Читаем Kluge: The Haphazard Construction of the Human Mind (Houghton Mifflin; 2008) полностью

For most species, most of the time, remembering gist rather than detail is enough. If you are a beaver, you need to know how to build dams, but you don't need to remember where each individual branch is. For most of evolution, the costs and benefits of context-dependent memory worked out fine: fast for gist, poor for detail; so be it.

If you are human, though, things are often different; societies and circumstances sometimes require of us a precision that wasn't demanded of our ancestors. In the courtroom, for example, it's not enough to know that some guy committed a crime; we need to know which guy did — which is often more than the average human can remember. Yet, until recently, with the rise of DNA evidence, eyewitness testimony has often been treated as the final arbiter; when an honest-looking witness appears confident, juries usually assume that this person speaks the truth.

Such trust is almost certainly misplaced — not because honest people lie, but because even the most honorable witness is just human— saddled with contextually driven memory. Oodles of evidence for this comes from the lab of the psychologist Elizabeth Loftus. In a typical study, Loftus shows her subjects a film of a car accident and asks them afterward what happened. Distortion and interference rule the day. For example, in one experiment, Loftus showed people slides of a car running a stop sign. Subjects who later heard mention of a yield sign would often blend what they saw with what they heard and misremember the car as driving past a yield sign rather than a stop sign.

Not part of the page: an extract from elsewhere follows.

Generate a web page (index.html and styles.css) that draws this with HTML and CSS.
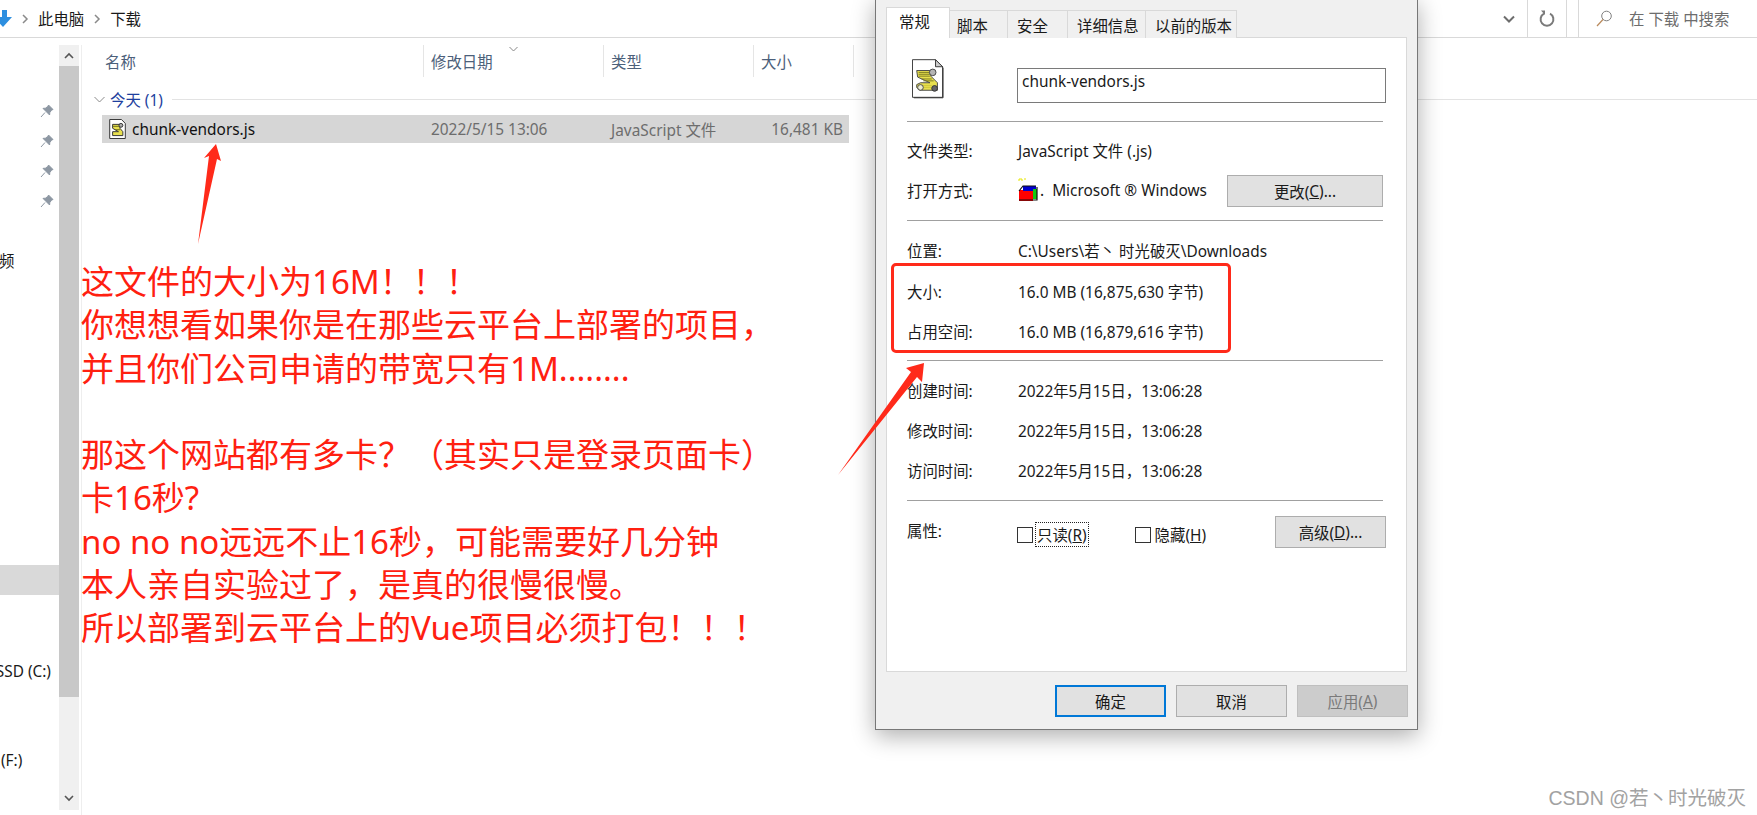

In another experiment, Loftus asked several different groups of subjects (all of whom had seen a film of another car accident) slightly different questions, such as How fast were the cars going when they hit each other? or How fast were the cars going when they smashed into each other? All that varied from one version to the next was the final verb (hit, smashed, contacted, and so forth). Yet this slight difference in wording was enough to affect people's memory: subjects who heard verbs like smashed estimated the crash as occurring at 40.8

miles per hour, a significantly greater speed than that reported by those who heard verbs with milder connotations, like hit (34.0) and contacted (31.8). The word smashed cues different memories than hit, subtly influencing people's estimates.

Both studies confirm what most lawyers already know: questions can "lead witnesses." This research also makes clear just how unreliable memory can be. As far as we can tell, this pattern holds just as strongly outside the lab. One recent real-world study, admittedly small, concerned people who had been wrongly imprisoned (and were subsequently cleared on the basis of DNA tests). Over 90 percent of their convictions had hinged on faulty eyewitness testimony.

When we consider the evolutionary origins of memory, we can start to understand this problem. Eyewitness testimony is unreliable because our memories are stored in bits and pieces; without a proper system for locating or keeping them together, context affects how well we retrieve them. Expecting human memory to have the fidelity of a video recorder (as juries often do) is patently unrealistic. Memories related to accidents and crimes are, like all memories, vulnerable to distortion.

A memorable line from George Orwell's novel 1984 states that "Oceania had always been at war with Eurasia" — the irony being, of course, that until recently (in the time frame of the book) Oceania had not in fact been at war with Eurasia. ("As Winston well knew, it was only four years since Oceania had been at war with Eastasia and in alliance with Eurasia.") The dictators of 1984 manipulate the masses by revising history. This idea is, of course, essential to the book, but when I read it as a smug teenager, I found the whole thing implausible: wouldn't people remember that the battle lines only recently had been redrawn? Who was fooling whom?

Now I realize that Orwell's conceit wasn't so far-fetched. All memories — even those concerning our own history — are constantly being revised. Every time we access a memory, it becomes "labile," subject to change, and this seems to be true even for memories that seem especially important and firmly established, such as those of political events or our own experiences.